→ **RECORD EXCERPTS**
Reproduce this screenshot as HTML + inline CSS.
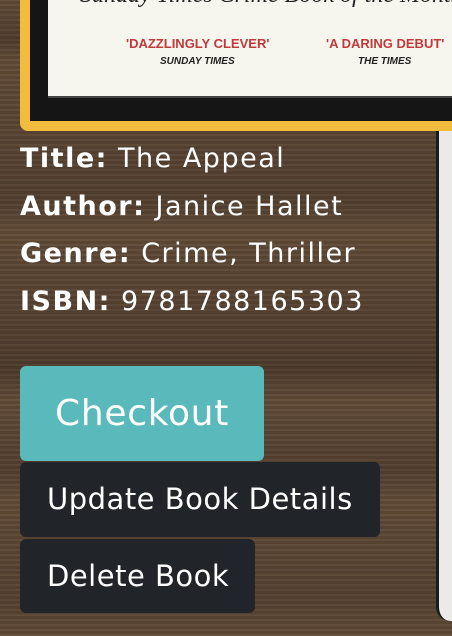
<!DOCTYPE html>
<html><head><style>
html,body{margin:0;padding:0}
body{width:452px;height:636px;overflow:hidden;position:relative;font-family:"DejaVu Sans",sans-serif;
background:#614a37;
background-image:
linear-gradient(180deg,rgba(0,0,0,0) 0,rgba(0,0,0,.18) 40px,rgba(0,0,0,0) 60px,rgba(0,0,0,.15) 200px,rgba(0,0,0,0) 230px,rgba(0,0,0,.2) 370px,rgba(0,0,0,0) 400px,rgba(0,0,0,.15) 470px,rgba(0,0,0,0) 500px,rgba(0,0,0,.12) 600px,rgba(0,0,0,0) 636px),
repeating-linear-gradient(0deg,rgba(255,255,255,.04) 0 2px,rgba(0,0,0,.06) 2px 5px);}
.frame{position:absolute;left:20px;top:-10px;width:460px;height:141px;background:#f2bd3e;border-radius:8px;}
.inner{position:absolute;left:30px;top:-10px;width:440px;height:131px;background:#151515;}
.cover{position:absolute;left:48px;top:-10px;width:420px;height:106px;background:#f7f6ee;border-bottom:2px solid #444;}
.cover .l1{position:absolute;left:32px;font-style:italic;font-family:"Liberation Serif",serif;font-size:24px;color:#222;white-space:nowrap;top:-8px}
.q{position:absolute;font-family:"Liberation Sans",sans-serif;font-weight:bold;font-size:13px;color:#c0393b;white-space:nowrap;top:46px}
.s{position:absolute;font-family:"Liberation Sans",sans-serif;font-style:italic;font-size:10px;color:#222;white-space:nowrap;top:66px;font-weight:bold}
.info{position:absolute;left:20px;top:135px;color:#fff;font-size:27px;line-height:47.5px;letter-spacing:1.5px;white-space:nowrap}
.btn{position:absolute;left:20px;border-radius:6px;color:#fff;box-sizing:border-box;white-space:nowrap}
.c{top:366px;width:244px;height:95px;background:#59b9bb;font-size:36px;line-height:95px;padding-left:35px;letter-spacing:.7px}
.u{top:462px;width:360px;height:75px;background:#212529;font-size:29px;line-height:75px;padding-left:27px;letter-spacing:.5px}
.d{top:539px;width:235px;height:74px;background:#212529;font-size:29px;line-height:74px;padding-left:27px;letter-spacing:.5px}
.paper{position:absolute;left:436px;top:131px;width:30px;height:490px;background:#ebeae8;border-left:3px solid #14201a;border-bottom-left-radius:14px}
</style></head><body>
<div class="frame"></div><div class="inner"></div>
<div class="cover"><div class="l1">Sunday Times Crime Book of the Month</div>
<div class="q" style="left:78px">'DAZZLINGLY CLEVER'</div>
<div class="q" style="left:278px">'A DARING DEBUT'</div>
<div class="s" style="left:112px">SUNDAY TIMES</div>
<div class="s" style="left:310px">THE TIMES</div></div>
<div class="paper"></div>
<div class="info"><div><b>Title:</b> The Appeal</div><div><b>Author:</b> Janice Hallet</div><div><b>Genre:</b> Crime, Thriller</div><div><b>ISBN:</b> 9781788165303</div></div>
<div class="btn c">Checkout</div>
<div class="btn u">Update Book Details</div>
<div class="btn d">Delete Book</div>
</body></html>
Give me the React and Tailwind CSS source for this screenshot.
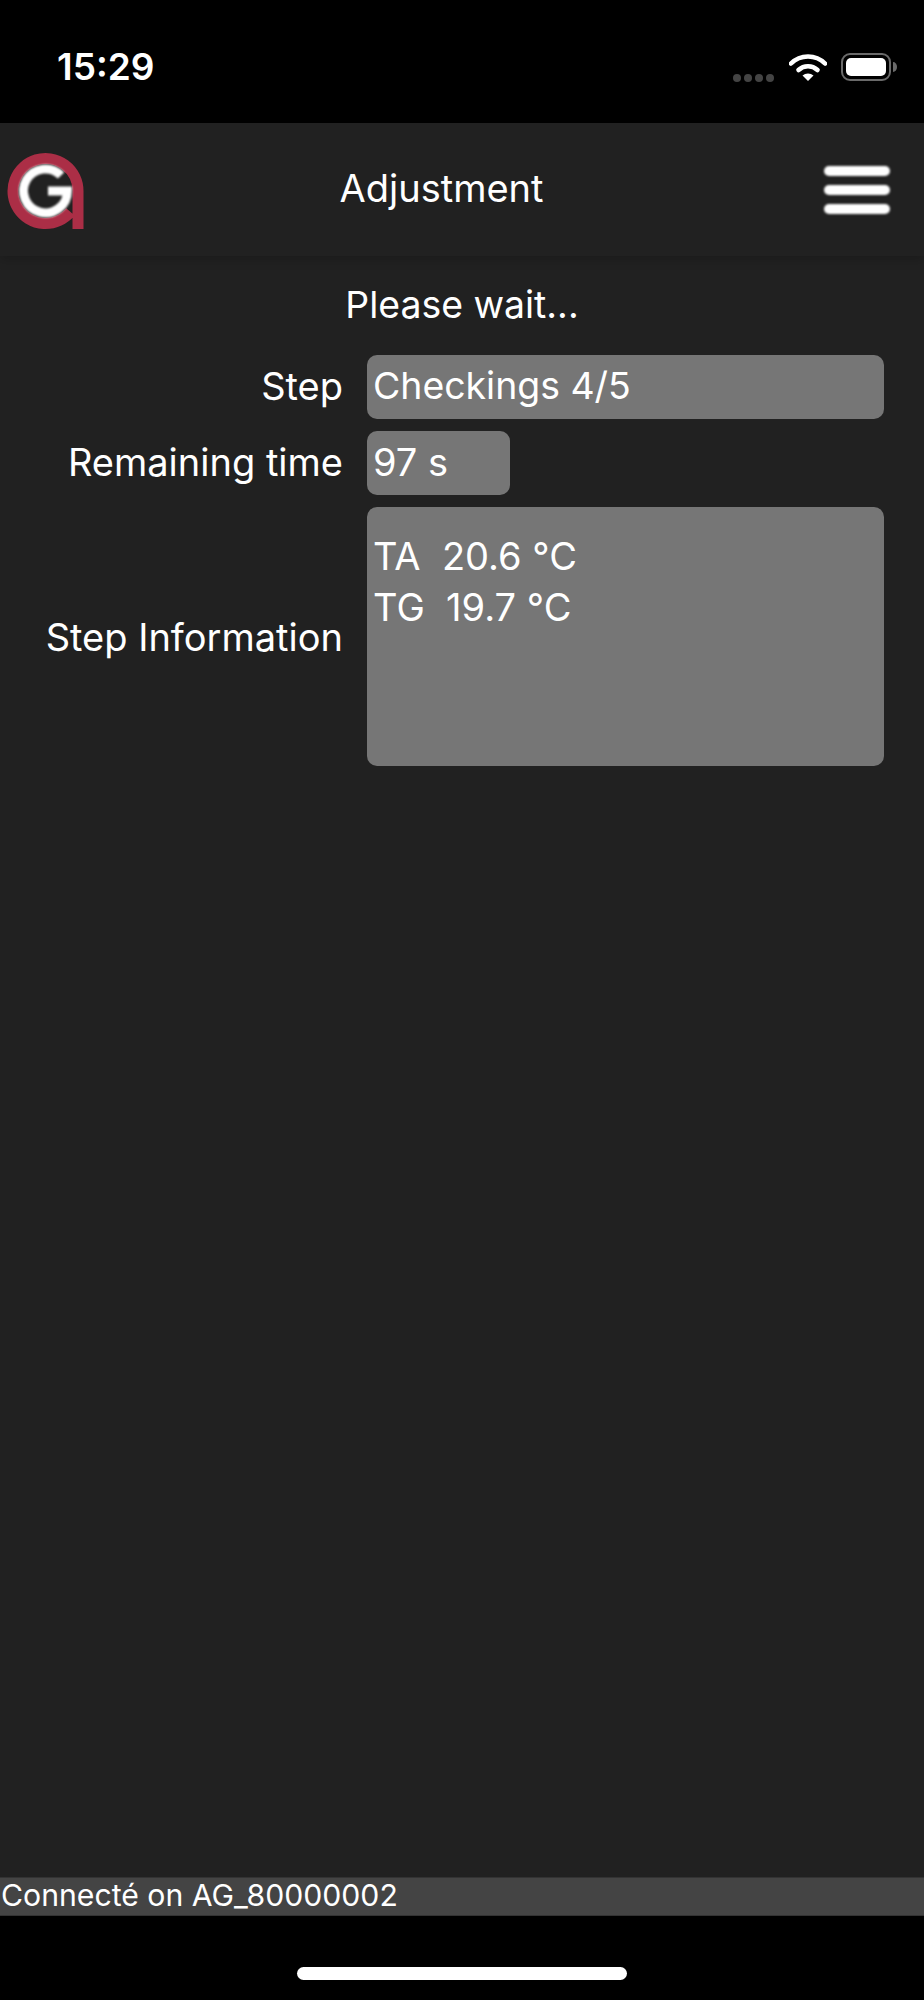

→ **TASK REQUIREMENTS**
Return, from the data, each line that has the word "this" in it.

→ **TASK SOLUTION**
Reproduce this screenshot as HTML + inline CSS.
Give me the React and Tailwind CSS source for this screenshot.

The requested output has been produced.